--- BEGIN Dataset ---

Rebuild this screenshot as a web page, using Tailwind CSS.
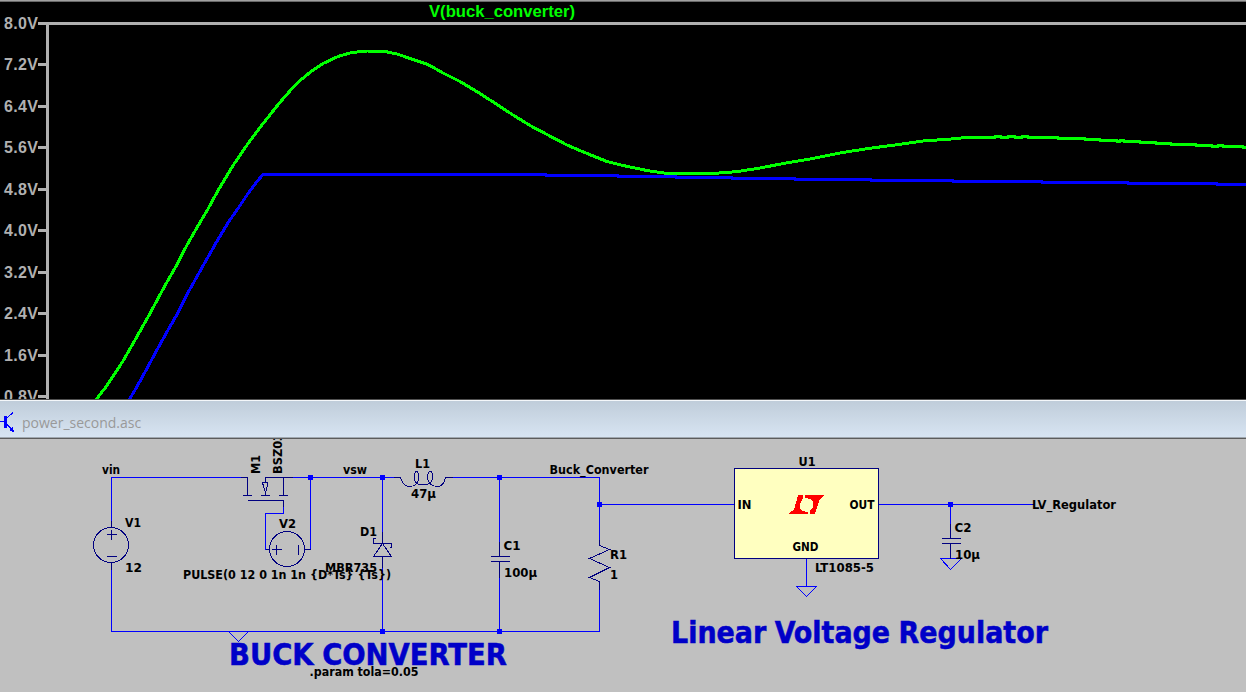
<!DOCTYPE html>
<html lang="en">
<head>
<meta charset="utf-8">
<title>power_second.asc</title>
<script src="https://cdn.jsdelivr.net/npm/@tailwindcss/browser@4"></script>
</head>
<body class="flex h-[692px] w-[1246px] flex-col overflow-hidden bg-[#c0c0c0]">
<!-- Waveform viewer -->
<section class="h-[399px] shrink-0 overflow-hidden bg-black">
<svg class="block h-[399px] w-[1246px]" viewBox="0 0 1246 399">
  <rect width="1246" height="1" fill="#a0a0a0"/><rect y="1" width="1246" height="1" fill="#696969"/>
  <g fill="#b0b0b0">
    <rect x="46" y="22" width="3" height="377"/><rect x="38" y="22" width="1208" height="3"/>
    <rect x="38" y="63" width="8" height="3"/><rect x="38" y="105" width="8" height="3"/><rect x="38" y="146" width="8" height="3"/><rect x="38" y="188" width="8" height="3"/><rect x="38" y="229" width="8" height="3"/><rect x="38" y="271" width="8" height="3"/><rect x="38" y="312" width="8" height="3"/><rect x="38" y="354" width="8" height="3"/><rect x="38" y="395" width="8" height="3"/>
  </g>
  <g class="font-['Liberation_Sans',sans-serif] text-[16px] font-bold" fill="#b0b0b0">
    <text x="4" y="29" textLength="34">8.0V</text><text x="4" y="70" textLength="34">7.2V</text><text x="4" y="112" textLength="34">6.4V</text><text x="4" y="153" textLength="34">5.6V</text><text x="4" y="195" textLength="34">4.8V</text><text x="4" y="236" textLength="34">4.0V</text><text x="4" y="278" textLength="34">3.2V</text><text x="4" y="319" textLength="34">2.4V</text><text x="4" y="361" textLength="34">1.6V</text><text x="4" y="402" textLength="34">0.8V</text>
    <text x="429" y="17" textLength="146" lengthAdjust="spacingAndGlyphs" fill="#00ff00">V(buck_converter)</text>
  </g>
  <g fill="none" stroke-width="3" stroke-linejoin="round" shape-rendering="crispEdges">
    <path stroke="#0000ff" d="M128.500 401L135 390L141.500 378.500L155 353.500L166 333.500L177 314.500L187 294.500L201.500 268.500L216.500 242L228.500 222L238 208.500L248 193.500L257 181.500L263 174.500H546V175.500H618V176.500H676V177.500H732V178.500H795V179.500H871V180.500H953V181.500H1042V182.500H1128V183.500H1217V184.500H1246"/>
    <path stroke="#00ff00" d="M95 401L107 385.500L123 361L135 340L150 313.500L165 285.500L177 264.500L187 245L197 227.500L208 209L218 190.500L233 165.500L247 145L260 127.500L277 106L285 96.500L293 87.500L300 80.500L313 70L323 63.500L338 56.500L352 52.500L367 51L385 51.500L397 54L413 59.500L428 64.500L443 73L460 81.500L480 93.500L500 106.500L513 115L530 125.500L547 134.500L567 145L587 153.500L607 161.500L623 165.500L647 170.500L667 173.500L713 173.500L738 171.500L760 168L786 163L810 159L840 153L868 148.500L895 145L923 141L951 139L966 137.500H995V136.500H1001V137.500H1008V136.500H1015V137.500H1022V136.500H1028V137.500H1058V138.500H1085V139.500H1100V140.500H1117V141.500H1120V140.500H1124V141.500H1140V142.500H1156V143.500H1171V144.500H1196V145.500H1212V146.500H1218V145.500H1223V146.500H1243V147.500H1246"/>
  </g>
</svg>
</section>
<!-- Schematic window title bar -->
<header class="flex h-[40px] shrink-0 items-center border-t border-b border-t-[#505050] border-b-[#5c5c5c] bg-linear-to-b from-[#bfccd9] to-[#d8e5f3] shadow-[inset_0_1px_#f4f7fa,inset_0_-1px_#a0a8b0]">
  <svg class="h-[24px] w-[22px] shrink-0" viewBox="0 407 22 24" overflow="visible" shape-rendering="crispEdges" fill="none" stroke="#0000ff">
    <path fill="#0000ff" stroke="none" d="M4 416h3v12H4zM10 429h2v-2h1v3h1v2h-2v-1h-2z"/><path d="M0 421.500H5M7 418L13 412.500"/><path stroke-width="2" d="M7 424.500L13 430.500"/>
  </svg>
  <span class="mt-[7px] font-['Open_Sans',sans-serif] text-[14px] text-[#999999]">power_second.asc</span>
</header>
<!-- Schematic canvas -->
<main class="h-[253px] shrink-0 overflow-hidden bg-[#c0c0c0]">
<svg class="block h-[253px] w-[1246px]" viewBox="0 439 1246 253">
  <g transform="translate(.5 .5)" fill="none" stroke="#0000ff" shape-rendering="crispEdges">
    <path d="M111 520V477H241M111 569V631H599V589M292 477H393M310 477V549H305M283 506V513H265V549H268M382 477V531M382 567V631M452 477H599V539M499 477V541M499 577V631M599 504H734M806 558V586M878 504H1033M950 504V523"/>
    <path d="M228 631L238 641L248 631M796 586H816L806 596ZM940 558H961L950 569Z"/>
    <g stroke="#000080">
      <path d="M240 477H247V495M242 495H251M265 482V477H292M265 492V495M260 495H269M283 477V495M278 495H287M247 500H283V506M262 482H267V485L265 492L263 486Z"/>
      <circle cx="110.500" cy="544.500" r="17.500"/><path d="M111 520V527M111 562V569M106 534H116M111 529V539M106 556H116"/>
      <circle cx="286.500" cy="548.500" r="17.500"/><path d="M265 549H269M304 549H310M271 549H281M276 544V554M298 544V554"/>
      <path d="M393 477H400C402 484 405 486 409 486C415 486 418 482 418 477C418 473 417 471 416 471C415 471 414 473 414 477C414 481 416 484 420 484H424C429 484 432 481 432 477C432 473 431 471 430 471C428 471 427 474 427 477C427 482 431 486 437 486C442 486 444 482 445 477H452"/>
      <path d="M382 531V543M375 538H373V543H391V547H389M382 543L373 556H391ZM382 556V567"/>
      <path d="M499 541V556M490 556H509M490 561H509M499 561V577M950 523V538M941 538H960M941 543H960M950 543V558"/>
      <path d="M599 539V545L609 549L589 558L609 567L589 577L599 581V589"/>
      <rect x="734" y="468" width="144" height="90" fill="#ffffc0"/>
    </g>
    <g fill="#0000ff" stroke="none"><path d="M308 475h5v5h-5zM380 475h5v5h-5zM497 475h5v5h-5zM597 502h5v5h-5zM948 502h5v5h-5zM380 629h5v5h-5zM497 629h5v5h-5z" transform="translate(-.5 -.5)"/></g>
  </g>
  <path fill="#ff0000" shape-rendering="crispEdges" d="M798 495h5v3l-3 6v4l2 3l6 1v2h-19v-1l5-3zM805 495h19l-5 6l-4 13h-5v-3l3-4v-5l-2-3l-6-1z"/>
  <g class="font-['DejaVu_Sans_Condensed','DejaVu_Sans',sans-serif] text-[12px] font-bold" fill="#000">
    <text x="102" y="474" textLength="18" lengthAdjust="spacingAndGlyphs">vin</text>
    <text x="125" y="527" textLength="16" lengthAdjust="spacingAndGlyphs">V1</text>
    <text x="125" y="572" textLength="17" lengthAdjust="spacingAndGlyphs">12</text>
    <text transform="translate(260 474) rotate(-90)" textLength="19" lengthAdjust="spacingAndGlyphs">M1</text>
    <text transform="translate(282 474) rotate(-90)" textLength="49" lengthAdjust="spacingAndGlyphs">BSZ036</text>
    <text x="279" y="528" textLength="17" lengthAdjust="spacingAndGlyphs">V2</text>
    <text x="183" y="579" textLength="208" lengthAdjust="spacingAndGlyphs">PULSE(0 12 0 1n 1n {D*Ts} {Ts})</text>
    <text x="343" y="474" textLength="24" lengthAdjust="spacingAndGlyphs">vsw</text>
    <text x="415" y="468" textLength="15" lengthAdjust="spacingAndGlyphs">L1</text>
    <text x="411" y="498" textLength="25" lengthAdjust="spacingAndGlyphs">47µ</text>
    <text x="360" y="536" textLength="17" lengthAdjust="spacingAndGlyphs">D1</text>
    <text x="325" y="572" textLength="52" lengthAdjust="spacingAndGlyphs">MBR735</text>
    <text x="503.500" y="550" textLength="17" lengthAdjust="spacingAndGlyphs">C1</text>
    <text x="504" y="577" textLength="33" lengthAdjust="spacingAndGlyphs">100µ</text>
    <text x="549.500" y="474" textLength="99" lengthAdjust="spacingAndGlyphs">Buck_Converter</text>
    <text x="610" y="559" textLength="17" lengthAdjust="spacingAndGlyphs">R1</text>
    <text x="610" y="579" textLength="8" lengthAdjust="spacingAndGlyphs">1</text>
    <text x="798.500" y="466" textLength="17" lengthAdjust="spacingAndGlyphs">U1</text>
    <text x="737.500" y="509" textLength="14" lengthAdjust="spacingAndGlyphs">IN</text>
    <text x="849.500" y="509" textLength="25" lengthAdjust="spacingAndGlyphs">OUT</text>
    <text x="792.500" y="551" textLength="26" lengthAdjust="spacingAndGlyphs">GND</text>
    <text x="815" y="572" textLength="59" lengthAdjust="spacingAndGlyphs">LT1085-5</text>
    <text x="1032" y="509" textLength="84" lengthAdjust="spacingAndGlyphs">LV_Regulator</text>
    <text x="954.500" y="532" textLength="17" lengthAdjust="spacingAndGlyphs">C2</text>
    <text x="955" y="559" textLength="25" lengthAdjust="spacingAndGlyphs">10µ</text>
    <g class="text-[29.500px]" fill="#0000c8" stroke="#0000c8" stroke-width=".5" word-spacing="-1">
      <text x="229" y="665" textLength="278" lengthAdjust="spacingAndGlyphs">BUCK CONVERTER</text>
      <text x="671" y="643" textLength="377" lengthAdjust="spacingAndGlyphs">Linear Voltage Regulator</text>
    </g>
    <text x="309.500" y="676" textLength="109" lengthAdjust="spacingAndGlyphs">.param tola=0.05</text>
  </g>
</svg>
</main>
</body>
</html>
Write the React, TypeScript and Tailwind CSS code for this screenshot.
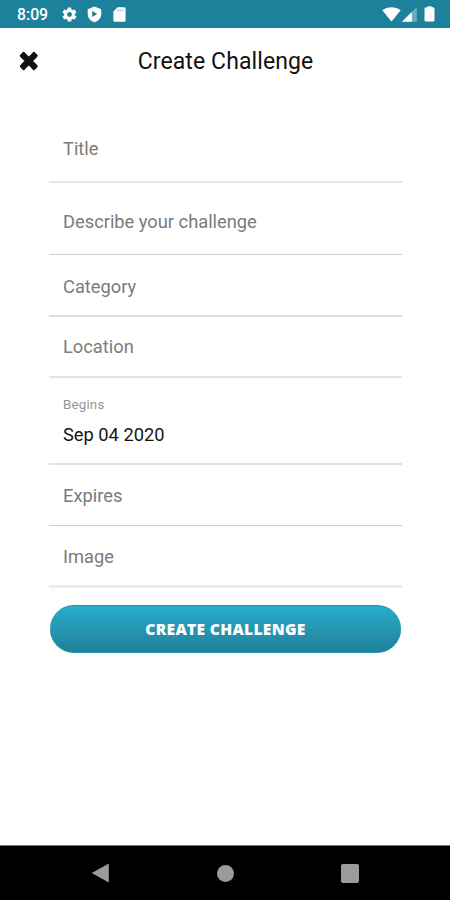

--- END Dataset ---

Problem description ▸ Check each line of the entries above for the word "screenshot". List the ones that have it.

Task solution ▸
Rebuild this screenshot as a web page, using Tailwind CSS.
Write the React, TypeScript and Tailwind CSS code for this screenshot.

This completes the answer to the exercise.